#### Material for the task ####
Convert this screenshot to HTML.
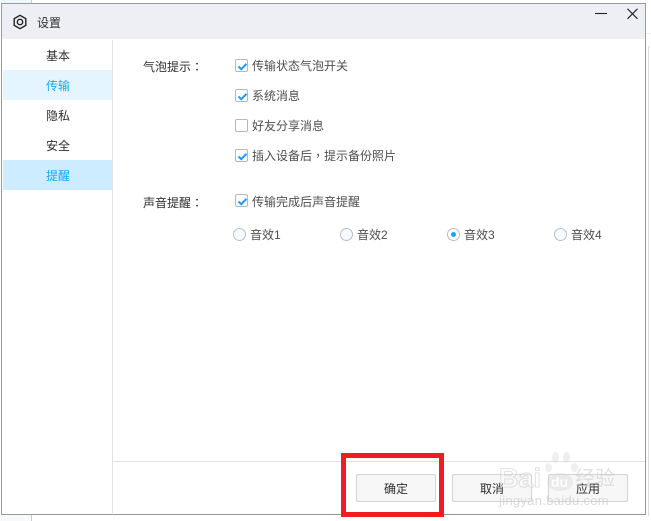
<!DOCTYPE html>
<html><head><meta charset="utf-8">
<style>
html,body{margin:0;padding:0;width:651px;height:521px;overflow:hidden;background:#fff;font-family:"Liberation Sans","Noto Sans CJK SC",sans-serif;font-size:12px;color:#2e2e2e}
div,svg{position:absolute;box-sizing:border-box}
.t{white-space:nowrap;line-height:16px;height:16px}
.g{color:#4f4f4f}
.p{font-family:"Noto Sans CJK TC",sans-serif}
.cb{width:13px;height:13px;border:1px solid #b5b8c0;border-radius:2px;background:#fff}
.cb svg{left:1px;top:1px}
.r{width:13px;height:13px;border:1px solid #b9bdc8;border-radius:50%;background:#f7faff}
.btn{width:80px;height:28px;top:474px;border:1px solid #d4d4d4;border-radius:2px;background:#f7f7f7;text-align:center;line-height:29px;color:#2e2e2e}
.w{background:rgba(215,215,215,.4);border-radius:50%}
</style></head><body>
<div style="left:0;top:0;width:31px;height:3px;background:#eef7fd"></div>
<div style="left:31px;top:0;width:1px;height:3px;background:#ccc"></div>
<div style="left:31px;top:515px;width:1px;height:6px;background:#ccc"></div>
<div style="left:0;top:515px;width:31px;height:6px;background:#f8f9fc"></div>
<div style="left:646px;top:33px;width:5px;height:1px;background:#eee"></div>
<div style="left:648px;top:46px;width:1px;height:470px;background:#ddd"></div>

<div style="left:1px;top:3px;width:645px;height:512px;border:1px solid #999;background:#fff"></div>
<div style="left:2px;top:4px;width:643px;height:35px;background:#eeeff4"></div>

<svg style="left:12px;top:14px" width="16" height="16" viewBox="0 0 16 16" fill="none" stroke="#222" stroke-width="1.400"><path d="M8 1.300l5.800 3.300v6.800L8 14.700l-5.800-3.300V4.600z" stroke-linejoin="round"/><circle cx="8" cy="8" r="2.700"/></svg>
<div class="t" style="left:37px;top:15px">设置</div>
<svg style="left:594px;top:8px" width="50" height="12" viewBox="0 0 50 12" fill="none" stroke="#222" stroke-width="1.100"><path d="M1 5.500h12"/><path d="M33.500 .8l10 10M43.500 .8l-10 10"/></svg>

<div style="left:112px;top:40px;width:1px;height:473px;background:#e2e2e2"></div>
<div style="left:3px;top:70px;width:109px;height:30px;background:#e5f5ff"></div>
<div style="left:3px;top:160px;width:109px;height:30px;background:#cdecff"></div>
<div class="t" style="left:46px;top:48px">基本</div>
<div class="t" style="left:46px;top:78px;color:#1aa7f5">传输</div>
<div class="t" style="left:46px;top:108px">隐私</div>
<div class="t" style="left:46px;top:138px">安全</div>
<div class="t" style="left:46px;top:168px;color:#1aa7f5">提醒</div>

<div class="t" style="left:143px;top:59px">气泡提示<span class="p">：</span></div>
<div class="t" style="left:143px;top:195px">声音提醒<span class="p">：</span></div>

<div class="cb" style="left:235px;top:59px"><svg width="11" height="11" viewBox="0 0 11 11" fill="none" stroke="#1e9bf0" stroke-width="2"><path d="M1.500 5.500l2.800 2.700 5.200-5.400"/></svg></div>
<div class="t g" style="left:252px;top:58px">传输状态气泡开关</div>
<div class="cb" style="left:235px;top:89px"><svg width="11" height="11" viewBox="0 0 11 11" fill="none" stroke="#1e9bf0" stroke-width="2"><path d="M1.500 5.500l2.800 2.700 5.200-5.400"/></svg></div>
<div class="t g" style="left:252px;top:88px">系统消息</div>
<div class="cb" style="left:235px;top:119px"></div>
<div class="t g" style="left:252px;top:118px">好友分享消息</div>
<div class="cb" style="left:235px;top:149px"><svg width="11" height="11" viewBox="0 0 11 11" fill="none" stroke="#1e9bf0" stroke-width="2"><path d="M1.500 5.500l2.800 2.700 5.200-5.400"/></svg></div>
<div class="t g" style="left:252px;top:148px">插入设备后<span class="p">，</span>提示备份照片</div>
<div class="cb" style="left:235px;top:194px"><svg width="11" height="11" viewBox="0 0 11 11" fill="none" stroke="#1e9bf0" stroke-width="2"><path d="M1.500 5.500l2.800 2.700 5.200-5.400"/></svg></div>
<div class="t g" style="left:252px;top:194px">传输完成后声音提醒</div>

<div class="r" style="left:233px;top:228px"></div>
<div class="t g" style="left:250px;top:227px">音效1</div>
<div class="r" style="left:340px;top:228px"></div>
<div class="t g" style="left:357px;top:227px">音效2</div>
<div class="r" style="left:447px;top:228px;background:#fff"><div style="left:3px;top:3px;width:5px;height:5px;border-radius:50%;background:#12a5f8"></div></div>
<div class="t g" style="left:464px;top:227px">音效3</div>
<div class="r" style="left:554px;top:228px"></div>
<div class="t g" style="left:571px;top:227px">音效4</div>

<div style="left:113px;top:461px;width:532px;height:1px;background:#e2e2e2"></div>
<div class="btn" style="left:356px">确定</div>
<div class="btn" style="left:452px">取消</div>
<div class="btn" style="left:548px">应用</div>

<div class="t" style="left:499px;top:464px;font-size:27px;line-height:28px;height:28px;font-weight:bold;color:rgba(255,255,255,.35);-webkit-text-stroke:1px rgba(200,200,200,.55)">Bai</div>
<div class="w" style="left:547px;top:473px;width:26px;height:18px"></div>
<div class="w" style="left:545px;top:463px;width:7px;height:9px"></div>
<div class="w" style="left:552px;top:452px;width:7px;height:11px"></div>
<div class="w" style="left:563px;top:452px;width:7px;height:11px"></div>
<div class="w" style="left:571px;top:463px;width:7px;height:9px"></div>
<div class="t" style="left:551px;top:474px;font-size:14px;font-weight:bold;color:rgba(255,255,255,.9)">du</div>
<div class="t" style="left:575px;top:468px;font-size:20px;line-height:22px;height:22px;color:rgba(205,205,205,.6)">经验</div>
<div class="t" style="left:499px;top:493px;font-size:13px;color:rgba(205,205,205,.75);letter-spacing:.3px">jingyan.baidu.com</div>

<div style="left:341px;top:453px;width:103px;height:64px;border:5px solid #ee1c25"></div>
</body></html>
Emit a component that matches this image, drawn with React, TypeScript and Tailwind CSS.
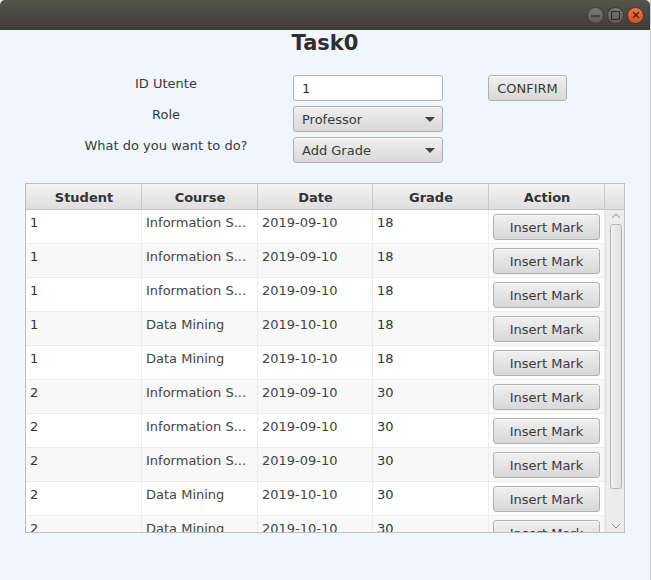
####
[Required work] List all lines in the material containing the string "this".

[The answer]
Convert this screenshot to HTML.
Emit a component that matches this image, drawn with React, TypeScript and Tailwind CSS.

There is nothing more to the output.